Since the start of the Ukrainian War, no direct contact occurred until Donald Trump’s inauguration in January 2025, which was followed by several calls with Putin and a US–Russia meeting between delegations in Riyadh, Saudi Arabia, on 18 February 2025. Excluding Putin’s attendance at the 70th United Nations General Assembly in New York in 2015, it had been 18 years since his last official visit to the US, when he met former US President George W. Bush in Kennebunkport, Maine.
The Alaska Summit last week was a political victory for both presidents. Trump can claim to have persuaded Putin to negotiate despite the lack of tangible results, while the Russian President saw his long-sought great power status acknowledged. The meeting took place in Alaska, a territory emblematic of US–Russian relations and their imperial legacies. Colonised by the Russian Empire in the 18th century and sold to the US in 1867, Alaska also holds enduring strategic value for mineral resources and the race for the Arctic. This was a summit of great Arctic and Pacific powers, focused, practically and symbolically, less on Ukraine and more on the broader US-Russia relationship.
Despite the 2023 International Criminal Court arrest warrants, Putin faced no obstacle in visiting US territory, as neither Washington nor Moscow is a signatory to the Rome Statute. Another reason for choosing Alaska: the avoidance of European airspace that has remained closed to Russia. As the first ever Russian leader to visit Alaska, Putin arrived with clear objectives: negotiating from a position of battlefield strength, he expected immediate sanctions relief in any ceasefire deal, Ukrainian territorial concessions, neutrality, and limits on Kyiv’s armed forces. Yet Ukraine was not the primary focus. Having already secured a symbolic status victory, Putin also sought an Arctic agreement with Washington on investment and resource governance. For Moscow, “re-resetting” relations with the US while finding a credible alternative to an increasingly dominant China remains paramount.
Trump’s objectives remain opaque. Despite a recent thaw with Zelenskyy and mounting frustration with Putin, he had suggested the possibility of land swaps as an option while vowing to help Ukraine reclaim some Russian-occupied areas. Months of oscillation between support for Kyiv and concessions to Moscow make his true intentions difficult to discern. However, it is clear that Trump desires to be presented as the peacemaker, as seen previously in the India-Pakistan, Armenia-Azerbaijan and Cambodia-Thailand ceasefires, which he was put forward as the mediator. Although US Secretary of State Marco Rubio described the meeting as “not a concession” to Putin, the Russian President clearly perceived it as such, while Trump presented it as a personal success. Kyiv, supported by the European Union (EU), continues to firmly reject any territorial concessions.

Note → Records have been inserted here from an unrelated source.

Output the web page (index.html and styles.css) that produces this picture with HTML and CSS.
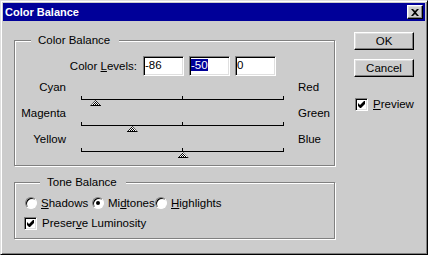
FILE: index.html
```html
<!DOCTYPE html>
<html lang="en">
<head>
  <meta charset="UTF-8">
  <title>Color Balance</title>
  <link rel="stylesheet" href="styles.css">
</head>
<body>
  <div class="window">
    <div class="titlebar">
      <span class="title">Color Balance</span>
      <button class="close" aria-label="Close">
        <svg width="8" height="7" viewBox="0 0 8 7"><path d="M0 0h2l2 2 2-2h2l-3 3.5 3 3.5h-2l-2-2-2 2h-2l3-3.5z" fill="#000"/></svg>
      </button>
    </div>
    <div class="body">
      <div class="groups">
        <fieldset class="group balance">
          <legend>Color Balance</legend>
          <div class="levels">
            <span class="levels-label">Color <u>L</u>evels:</span>
            <div class="field">-86</div>
            <div class="field"><span class="sel">-50</span></div>
            <div class="field">0</div>
          </div>
          <div class="slider">
            <span class="from">Cyan</span>
            <div class="track"><div class="scale"></div><span class="thumb" style="left: 7%"></span></div>
            <span class="to">Red</span>
          </div>
          <div class="slider">
            <span class="from">Magenta</span>
            <div class="track"><div class="scale"></div><span class="thumb" style="left: 25%"></span></div>
            <span class="to">Green</span>
          </div>
          <div class="slider">
            <span class="from">Yellow</span>
            <div class="track"><div class="scale"></div><span class="thumb" style="left: 50%"></span></div>
            <span class="to">Blue</span>
          </div>
        </fieldset>
        <fieldset class="group tone">
          <legend>Tone Balance</legend>
          <div class="modes">
            <label class="opt"><span class="radio"></span><span><u>S</u>hadows</span></label>
            <label class="opt"><span class="radio on"></span><span>Mi<u>d</u>tones</span></label>
            <label class="opt"><span class="radio"></span><span><u>H</u>ighlights</span></label>
          </div>
          <label class="check-row luminosity">
            <span class="check"><svg width="7" height="7" viewBox="0 0 7 7"><path d="M6 0h1v3l-4 4h-1l-2-2v-3l2 2z" fill="#000"/></svg></span>
            <span>Preser<u>v</u>e Luminosity</span>
          </label>
        </fieldset>
      </div>
      <div class="actions">
        <button class="btn">OK</button>
        <button class="btn">Cancel</button>
        <label class="check-row preview">
          <span class="check"><svg width="7" height="7" viewBox="0 0 7 7"><path d="M6 0h1v3l-4 4h-1l-2-2v-3l2 2z" fill="#000"/></svg></span>
          <span><u>P</u>review</span>
        </label>
      </div>
    </div>
  </div>
</body>
</html>
```
FILE: styles.css
```css
body {
  margin: 0;
  background: #cccccc;
  font-family: 'Liberation Sans', Arial, sans-serif;
  font-size: 11.5px;
  color: #000;
}
.window {
  width: 428px;
  height: 255px;
  box-sizing: border-box;
  padding: 2px;
  background: #cccccc;
  border: 1px solid;
  border-color: #dfdfdf #000 #000 #dfdfdf;
  box-shadow: inset 1px 1px #fff, inset -1px -1px #808080;
}
.titlebar {
  height: 18px;
  display: flex;
  align-items: center;
  justify-content: space-between;
  padding: 0 2px;
  background: #000099;
}
.title {
  color: #fff;
  font-weight: bold;
  font-size: 11px;
}
.close {
  width: 16px;
  height: 14px;
  padding: 0;
  display: flex;
  align-items: center;
  justify-content: center;
  background: #cccccc;
  border: 1px solid;
  border-color: #fff #000 #000 #fff;
  box-shadow: inset -1px -1px #808080, inset 1px 1px #dfdfdf;
}
.body {
  display: flex;
  gap: 19px;
  padding: 11px 0 0 11px;
}
.groups {
  display: flex;
  flex-direction: column;
  margin-top: 1px;
}
.group {
  box-sizing: border-box;
  width: 321px;
  margin: 0;
  padding: 0;
  border: 1px solid #808080;
  box-shadow: 1px 1px 0 #fff, inset 1px 1px 0 #fff;
}
.group legend {
  margin-left: 16px;
  padding: 0 9px 0 7px;
  line-height: 14px;
  background: #cccccc;
}
.balance {
  padding: 9px 0 7px;
}
.tone {
  margin-top: 9px;
  padding: 7px 0 8px 9px;
}
.levels {
  display: flex;
  align-items: center;
  gap: 5px;
  height: 20px;
  margin-bottom: 4px;
}
.levels-label {
  width: 122px;
  margin-right: 1px;
  text-align: right;
}
.field {
  width: 41px;
  height: 20px;
  box-sizing: border-box;
  padding: 0 1px;
  line-height: 16px;
  background: #fff;
  border: 1px solid;
  border-color: #808080 #fff #fff #808080;
  box-shadow: inset 1px 1px #000, inset -1px -1px #dfdfdf;
}
.sel {
  background: #000099;
  color: #fff;
}
.slider {
  display: grid;
  grid-template-columns: 52px 203px auto;
  grid-template-rows: 14px 12px;
  column-gap: 14px;
  line-height: 14px;
}
.slider .from {
  grid-column: 1;
  grid-row: 1;
  text-align: right;
  margin-right: 1px;
}
.slider .to {
  grid-column: 3;
  grid-row: 1;
}
.track {
  grid-column: 2;
  grid-row: 2;
  position: relative;
}
.scale {
  height: 3px;
  margin-top: 2px;
  border: solid #000;
  border-width: 0 1px 1px;
  position: relative;
}
.scale::before {
  content: '';
  position: absolute;
  left: 100px;
  top: 0;
  width: 1px;
  height: 3px;
  background: #000;
}
.thumb {
  position: absolute;
  top: 6px;
  width: 11px;
  height: 6px;
  margin-left: -5px;
  clip-path: polygon(50% 0, 100% 100%, 0 100%);
  background:
    linear-gradient(#000, #000) bottom / 100% 1px no-repeat,
    repeating-conic-gradient(#000 0 25%, #fff 0 50%) 0 0 / 2px 2px;
}
.modes {
  display: grid;
  grid-template-columns: 67px 63px auto;
  height: 14px;
  margin-bottom: 6px;
}
.opt {
  display: flex;
  align-items: center;
  gap: 4px;
  line-height: 14px;
  margin-left: 1px;
  white-space: nowrap;
}
.radio {
  flex: none;
  width: 12px;
  height: 12px;
  box-sizing: border-box;
  border-radius: 50%;
  background: #fff;
  border: 1px solid;
  border-color: #808080 #fff #fff #808080;
  box-shadow: inset 1px 1px #000;
  display: flex;
  align-items: center;
  justify-content: center;
}
.radio.on::after {
  content: '';
  width: 4px;
  height: 4px;
  border-radius: 50%;
  background: #000;
}
.check-row {
  display: flex;
  align-items: center;
  gap: 5px;
  height: 14px;
  line-height: 14px;
  white-space: nowrap;
}
.check {
  flex: none;
  width: 13px;
  height: 13px;
  box-sizing: border-box;
  background: #fff;
  border: 1px solid;
  border-color: #808080 #fff #fff #808080;
  box-shadow: inset 1px 1px #000, inset -1px -1px #dfdfdf;
  display: flex;
  align-items: center;
  justify-content: center;
}
.actions {
  display: flex;
  flex-direction: column;
  align-items: flex-start;
}
.btn {
  width: 60px;
  height: 18px;
  padding: 0;
  margin-bottom: 9px;
  font: inherit;
  color: #000;
  background: #cccccc;
  border: 1px solid;
  border-color: #fff #000 #000 #fff;
  box-shadow: inset -1px -1px #808080, inset 1px 1px #dfdfdf;
}
.preview {
  margin: 11px 0 0 1px;
}
```
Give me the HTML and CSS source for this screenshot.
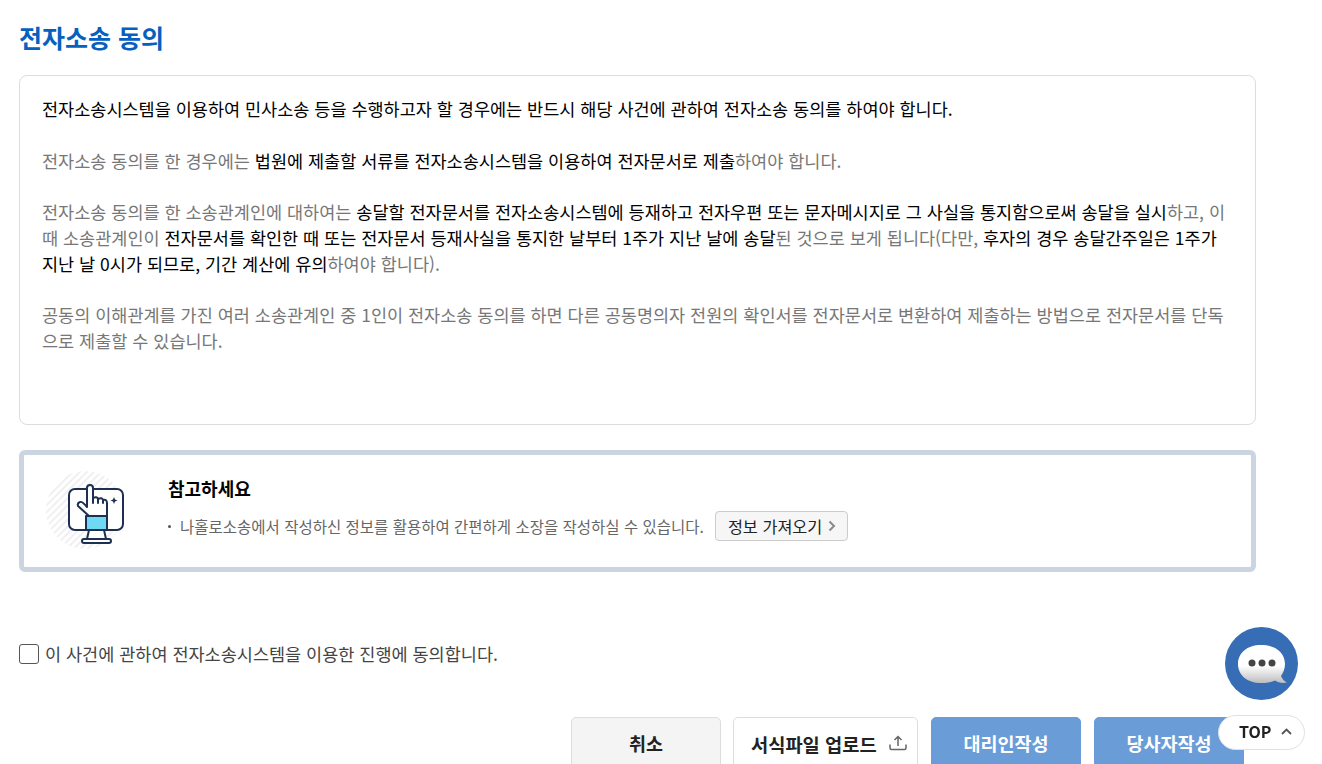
FILE: index.html
```html
<!DOCTYPE html>
<html lang="ko">
<head>
  <meta charset="UTF-8" />
  <title>전자소송 동의</title>
  <link rel="stylesheet" href="styles.css">
</head>
<body>
  <div class="container">
    <h2 class="page-title">전자소송 동의</h2>

    <div class="terms-box">
      <p class="strong">전자소송시스템을 이용하여 민사소송 등을 수행하고자 할 경우에는 반드시 해당 사건에 관하여 전자소송 동의를 하여야 합니다.</p>
      <p>전자소송 동의를 한 경우에는 <b>법원에 제출할 서류를 전자소송시스템을 이용하여 전자문서로 제출</b>하여야 합니다.</p>
      <p>전자소송 동의를 한 소송관계인에 대하여는 <b>송달할 전자문서를 전자소송시스템에 등재하고 전자우편 또는 문자메시지로 그 사실을 통지함으로써 송달을 실시</b>하고, 이때 소송관계인이 <b>전자문서를 확인한 때 또는 전자문서 등재사실을 통지한 날부터 1주가 지난 날에 송달</b>된 것으로 보게 됩니다(다만, <b>후자의 경우 송달간주일은 1주가 지난 날 0시가 되므로, 기간 계산에 유의</b>하여야 합니다).</p>
      <p>공동의 이해관계를 가진 여러 소송관계인 중 1인이 전자소송 동의를 하면 다른 공동명의자 전원의 확인서를 전자문서로 변환하여 제출하는 방법으로 전자문서를 단독으로 제출할 수 있습니다.</p>
    </div>

    <div class="notice-box">
      <svg class="notice-icon" width="80" height="80" viewBox="0 0 80 80">
        <defs>
          <pattern id="hatch" width="5" height="5" patternUnits="userSpaceOnUse" patternTransform="rotate(-45)">
            <rect width="5" height="2" fill="#f0f0f2"/>
          </pattern>
        </defs>
        <circle cx="40" cy="40" r="39" fill="url(#hatch)"/>
        <g stroke="#1f2f52" stroke-width="2" stroke-linejoin="round" stroke-linecap="round">
          <rect x="24" y="19" width="54" height="41" rx="6" fill="#fff"/>
          <path d="M44 60 L42 69 H61 L59 60" fill="#fff"/>
          <rect x="37" y="69" width="29" height="4" rx="2" fill="#fff"/>
          <rect x="41" y="46" width="21" height="14" fill="#6fd8f2"/>
          <path d="M44 46 L33 36 Q32 33 35 32 Q37 31 42 37 V18 Q42 15 45 15 Q48 15 48 18 V28 Q52 26 53 29 Q57 27 58 30 Q62 29 62 33 V46 Z" fill="#fff"/>
          <path d="M53 29 V33 M58 30 V33 M48 28 V33" fill="none"/>
        </g>
        <path d="M69 27 L70 29.500 L72.500 30.500 L70 31.500 L69 34 L68 31.500 L65.500 30.500 L68 29.500 Z" fill="#1f2f52"/>
      </svg>
      <div class="notice-body">
        <h4 class="notice-title">참고하세요</h4>
        <div class="notice-row">
          <span class="notice-dot"></span>
          <span class="notice-text">나홀로소송에서 작성하신 정보를 활용하여 간편하게 소장을 작성하실 수 있습니다.</span>
          <button class="info-btn">정보 가져오기
            <svg width="8" height="12" viewBox="0 0 8 12"><path d="M1.500 1.500 L6 6 L1.500 10.500" fill="none" stroke="#8a8a8a" stroke-width="2"/></svg>
          </button>
        </div>
      </div>
    </div>

    <label class="agree-row">
      <input type="checkbox" class="agree-check">
      <span>이 사건에 관하여 전자소송시스템을 이용한 진행에 동의합니다.</span>
    </label>

    <div class="footer-buttons">
      <button class="btn btn-gray">취소</button>
      <button class="btn btn-upload">서식파일 업로드
        <svg width="18" height="16" viewBox="0 0 18 16"><path d="M9 11 V2 M5.500 5 L9 1.500 L12.500 5 M1 9.500 V13 Q1 14.500 2.500 14.500 H15.500 Q17 14.500 17 13 V9.500" fill="none" stroke="#666" stroke-width="1.500"/></svg>
      </button>
      <button class="btn btn-blue">대리인작성</button>
      <button class="btn btn-blue">당사자작성</button>
    </div>
  </div>

  <a class="chat-btn" href="#">
    <svg width="73" height="73" viewBox="0 0 73 73">
      <defs>
        <linearGradient id="bubble" x1="0" y1="0" x2="0" y2="1">
          <stop offset="0.55" stop-color="#ffffff"/>
          <stop offset="1" stop-color="#bdbdbd"/>
        </linearGradient>
      </defs>
      <circle cx="36.500" cy="36.500" r="36.500" fill="#366db4"/>
      <path d="M36 18 C51 18 60 26 60 37 C60 42 58 46 56 49 C57 52 59 54 62 55.500 C57 56.500 53 55.500 50 53.500 C46 55.500 41 56 36 56 C22 56 13 48 13 37 C13 26 22 18 36 18 Z" fill="url(#bubble)"/>
      <circle cx="27" cy="36" r="3.500" fill="#444"/>
      <circle cx="37" cy="36" r="3.500" fill="#444"/>
      <circle cx="47" cy="36" r="3.500" fill="#444"/>
    </svg>
  </a>
  <a class="top-btn" href="#">TOP
    <svg width="11" height="7" viewBox="0 0 11 7"><path d="M1 6 L5.500 1.500 L10 6" fill="none" stroke="#555" stroke-width="1.800"/></svg>
  </a>
</body>
</html>
```

FILE: styles.css
```css
html, body {
  height: 100%;
  overflow: hidden;
}

body {
  margin: 0;
  background: #fff;
  color: #000;
  font-family: "Noto Sans CJK KR", "Noto Sans", sans-serif;
}

.container {
  width: 1237px;
  margin-left: 19px;
}

.page-title {
  margin: 0;
  padding-top: 19px;
  height: 75px;
  box-sizing: border-box;
  font-size: 25px;
  line-height: 36px;
  font-weight: 700;
  color: #0560c0;
}

.terms-box {
  box-sizing: border-box;
  height: 350px;
  padding: 20.4px 22px;
  border: 1px solid #dddddd;
  border-radius: 8px;
  font-size: 17.5px;
  line-height: 25.7px;
  color: #777;
}

.terms-box p {
  margin: 0 0 25.7px;
}

.terms-box b, .terms-box .strong {
  font-weight: 400;
  color: #000;
}

.notice-box {
  box-sizing: border-box;
  display: flex;
  height: 122px;
  margin-top: 25px;
  padding: 15px 0 0 21px;
  border: 5px solid #cbd4e1;
  border-radius: 6px;
}

.notice-icon {
  flex: none;
}

.notice-body {
  margin-left: 43px;
}

.notice-title {
  margin: 0;
  padding-top: 5px;
  font-size: 18px;
  line-height: 26px;
  font-weight: 700;
}

.notice-row {
  display: flex;
  align-items: center;
  margin-top: 10px;
  font-size: 15.5px;
  color: #666;
}

.notice-dot {
  width: 3px;
  height: 3px;
  margin-right: 9px;
  background: #555;
  border-radius: 50%;
}

.info-btn {
  display: flex;
  align-items: center;
  gap: 6px;
  height: 30px;
  margin-left: 11px;
  padding: 0 0 0 12px;
  width: 133px;
  background: #f6f6f6;
  border: 1px solid #cccccc;
  border-radius: 4px;
  font-family: inherit;
  font-size: 16.3px;
  color: #222;
}

.agree-row {
  display: flex;
  align-items: center;
  gap: 6px;
  margin-top: 71px;
  font-size: 17.5px;
  line-height: 22px;
  color: #444;
}

.agree-check {
  appearance: none;
  width: 20px;
  height: 20px;
  margin: 0;
  background: #fff;
  border: 1px solid #555;
  border-radius: 3px;
}

.footer-buttons {
  display: flex;
  justify-content: flex-end;
  margin-top: 52px;
  padding-right: 12px;
}

.btn {
  display: flex;
  align-items: center;
  justify-content: center;
  gap: 12px;
  flex: none;
  width: 150px;
  height: 52px;
  margin-left: 13px;
  border-radius: 5px;
  border: 1px solid #dddddd;
  background: #fff;
  font-family: inherit;
  font-size: 18.5px;
  font-weight: 700;
  color: #222;
}

.btn-gray {
  background: #f4f4f4;
}

.btn-upload {
  justify-content: flex-start;
  width: 185px;
  margin-left: 12px;
  padding: 0 0 0 17px;
  font-size: 18.7px;
}

.btn-blue {
  border-color: #6a9cd8;
  background: #6a9cd8;
  color: #fff;
}

.chat-btn {
  position: fixed;
  left: 1225px;
  top: 627px;
  width: 73px;
  height: 73px;
}

.top-btn {
  position: fixed;
  left: 1218px;
  top: 715px;
  box-sizing: border-box;
  display: flex;
  align-items: center;
  justify-content: flex-start;
  gap: 9px;
  width: 87px;
  height: 35px;
  padding: 0 0 3px 20px;
  background: #fff;
  border: 1px solid #dfdfe8;
  border-radius: 18px;
  font-size: 16px;
  font-weight: 700;
  color: #222;
  text-decoration: none;
}
```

Although the absence of a ceasefire or tangible agreement disappointed commentators, there was a remote chance for such an outcome before the talks. The summit was ultimately more about Putin and Trump than about Ukraine. Over nearly 3 hours, they discussed visas, the fate of Russian diplomatic properties seized in the US, the resumption of direct flights, and Arctic cooperation. For Putin, welcomed on a red carpet after years of Western efforts to cast him as a pariah, the meeting was a clear victory. For Trump, it was a partial success: he can still point to his efforts to open negotiations and pursue peace. Europe, notably absent, suffered a diplomatic setback and paradoxically Kyiv will feel relief that no deal emerged. Putin stressed his determination to end the conflict while reiterating Russia’s stance on its root causes, yet signalled readiness to consider security guarantees for Ukraine. Yet even without concrete or visible progress, the Anchorage meeting represents a distinctly positive signal—for US–Russia relations, though not for Kyiv.
The White House/X
Forecast
Short-term (Now - 3 months)
Trump will meet Zelenskyy on 18 August 2025 in Washington.
The war is highly likely to continue and may even intensify before winter as no tangible agreements were reached from the Alaska Summit.
The US is highly unlikely to impose new sanctions on Russia or its trading partners following the Alaska Summit, as the talks went “very well”, based on Trump’s accounts.
Medium-term (3-12 months)
Kyiv’s answer and posture will almost entirely depend on US and European support. Ukraine is therefore highly likely to keep fighting and hold on its posture against any “unjust” peace as long as it is politically, financially and militarily backed from the US or at least EU countries.
A second US–Russia summit, potentially in Moscow as suggested by Putin, remains a realistic possibility if bilateral relations continue to develop positively.